Edit: I should add we live in the middle of nowhere, we have like an ace hardware and a farm supply store (bomgaars) big box stores are an hour away so finding more niche products can be difficult.

And at the same time I work on a farm so I have pretty easy access to spare fert when we're spreading them on corn and soybeans


----------



## johnklein25 (Apr 22, 2021)

I think you should be able to find what you need at Ace. I grew up in the middle of nowhere so I know what you're talking about. Be careful about using leftover fert from the farm. I imagine some of that stuff is OK to use but some might be really concentrated and could burn your grass.

In most cases, you are a bit low on P, and have enough K. Something like a 25-25-4 from Scotts might be a good idea to bring your P up while not changing K to much. This is normally labeled as "starter fert" 25% N is a relatively high % of N, which means fewer bags to get your lbs per thousand sq ft. Any brand of fert will do, I just mention Scotts because it's normally easy to find.

Check out this article if you want to read about what phosphorus does for grass. https://pss.uvm.edu/ppp/articles/phos.html

When scrolling down your post and looking at the test results. pH looks OK on the top one, but the 2nd and 3rd are running low on pH (Acidic) you should consider throwing down a good dose of lime. I haven't been paying attention to that and my soil pH came in at 5.1 ~ 5.3 which explains some of my issues. The calcium levels look good so you don't need a high calcium lime. Any lime product labeled to "raise pH" should help. My University of MO soil test instructed me to throw down 50 lbs per thousand of lime x 3 doses about 6 months apart, but my soil is mostly clay, I suspect you may have more of a loamy soil, so you might need a bigger or smaller dose than I do. I checked some info that is available at the U of NE extension for what works in NE. They have lots of good info, just like U of MO, but I didn't see any guidance for how much lime is typically used to raise pH. According to some other sources, loamy soil my need heavier doses, and sandy soils would need less.

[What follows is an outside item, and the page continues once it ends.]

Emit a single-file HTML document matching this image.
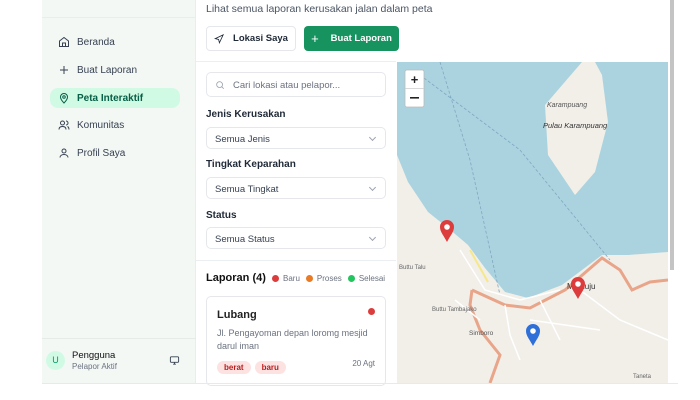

Here's a link to one article I thought was interesting https://extensionpublications.unl.edu/assets/pdf/ec1275.pdf

https://homeguides.sfgate.com/much-pelletized-lime-per-square-foot-79815.html

pH is important because once you get too far out of the sweet spot, the pH issues limit uptake of N-P-K into the grass, which means applying fert is a waste of time and effort when your pH is too high or low.


----------



## g-man (Jun 15, 2017)

Two of the reports show the need for lime. I think you should use calcitic lime. Try to find the cheap stuff at the farm store (agricultural lime).

All these need phosphorous. What can you get at the farm store with phosphorus? Triple super phosphate? MAP?

Potassium looks good.

Check the soil remediation guide for rates/products to use.


----------



## JRamon (May 14, 2021)

@johnklein25 Thanks
you I will read the links provided. And look for that fert, I think Ace has only scotts products.

I'm not super excited about applying lime to the lawn since there's a lot of lawn. The soil test on my garden was worse at 4.7 PH, but its only 250sq feet so not to bad to deal with.

@g-man I'll have to look at the farm supply store, they don't have a whole lot, mostly Scott's, or an off brand that copies Scott's formulas but is cheaper. Milorganite.

But through work, when we're spreading fert on soybeans and corn we use a lot of Urea, MAP, SMK, potash. Though we're done with most of that and the prill size is quite a bit larger, we'll only be doing post emerge spreading of urea going forward.

But in the future if one of those works I can grab some.

We also have co-ops CVA, Wilbur Ellis, but I assume they operate on a large scale and not what I would want to purchase.


----------